The strikeout rate is especially telling because that’s exactly what the Giants needed from Camilo Doval in the 9th inning. After a lead-off double from Blackmon (of course) put the tying run immediately into scoring position, Doval needed to record some unproductive outs. He got a groundout from Bryant that didn’t advance the runner, but rookie outfielder Nolan Jones (who is quickly shaping up to be heir-apparent to Nolan Arenado and Blackmon as official rock-in-Giants’-shoe) nagged Doval into throwing 9-pitches before working a walk. Jones fouled off four and took a devastatingly close sinker at the bottom of the zone before Doval’s full count slider came in off the plate. The velocity wasn’t down, Doval just didn’t elevate. Nothing made the tall lefty uncomfortable, nothing came in on his hands, allowing Jones to get in a rhythm of extending his arms and getting bat-to-ball.
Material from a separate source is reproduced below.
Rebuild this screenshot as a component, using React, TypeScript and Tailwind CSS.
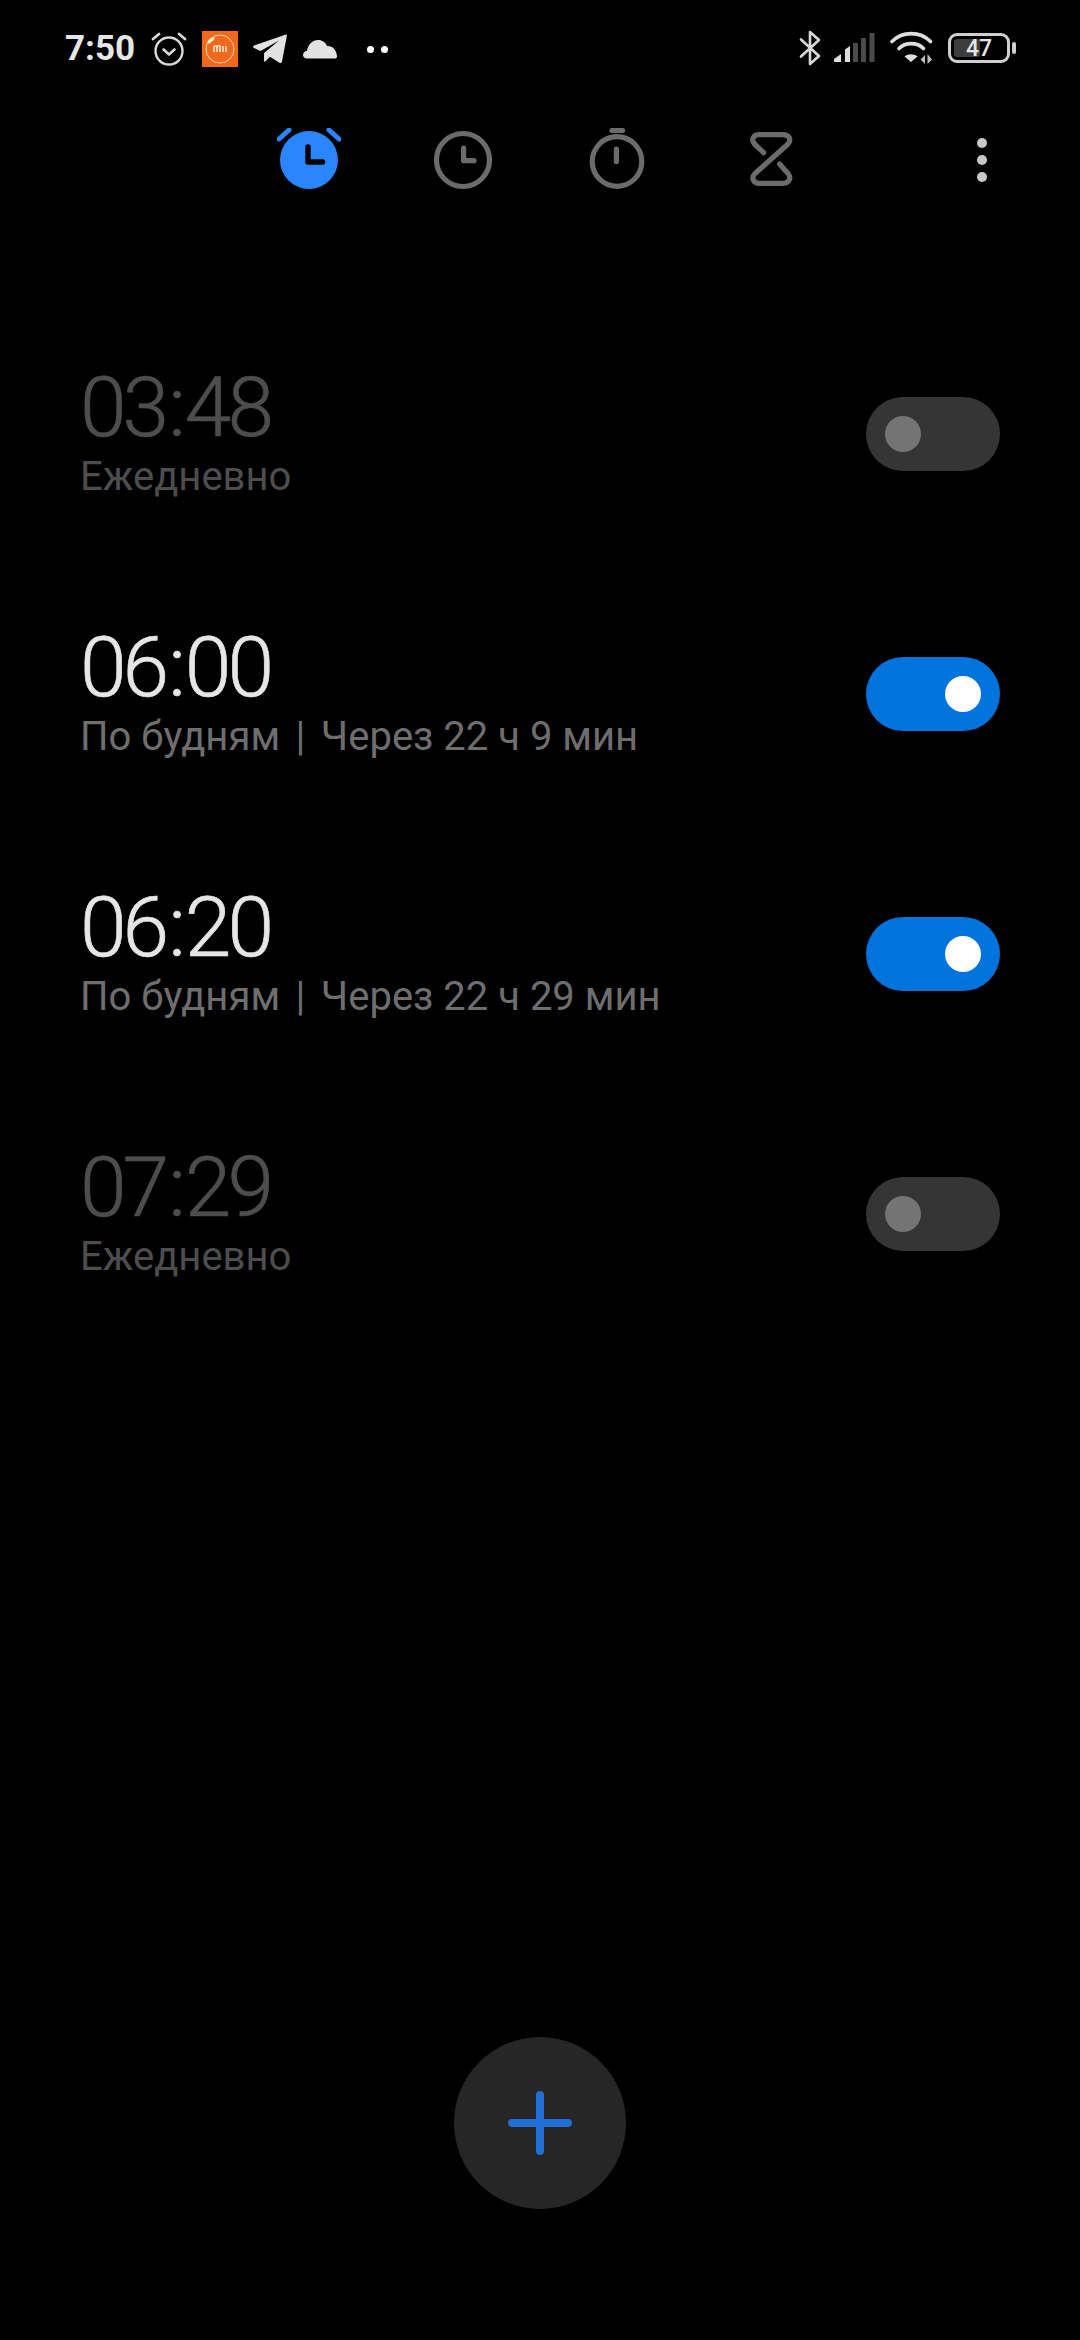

The walk put the winning run on base. Jones would come around on a single by Elehuris Montero on a play that nearly nabbed the tying run at the plate. Mike Yastrzemski’s throw home was accurate and on time but hit Blackmon as he slid towards the plate. The ball ricocheted away from Bailey and Doval, allowing Jones to score and end the game.

A perplexing and bizarre loss that hurt even more with the Marlins and Reds both swinging above their weight-class with wins, while the Diamondbacks rallied to beat the Mets. San Francisco is now a game behind Arizona and Cincinnati and a half-game behind Miami.

Exhausted? Burnt out? Flabbergasted? Don’t worry there’s another game in like 5 hours and one more after that, so grab the Pedialyte, ready the tissues, line up some of those oxygen bottles because on these haunted grounds with this up-and-down team, whatever happens, it will probably wreck you both physically and emotionally.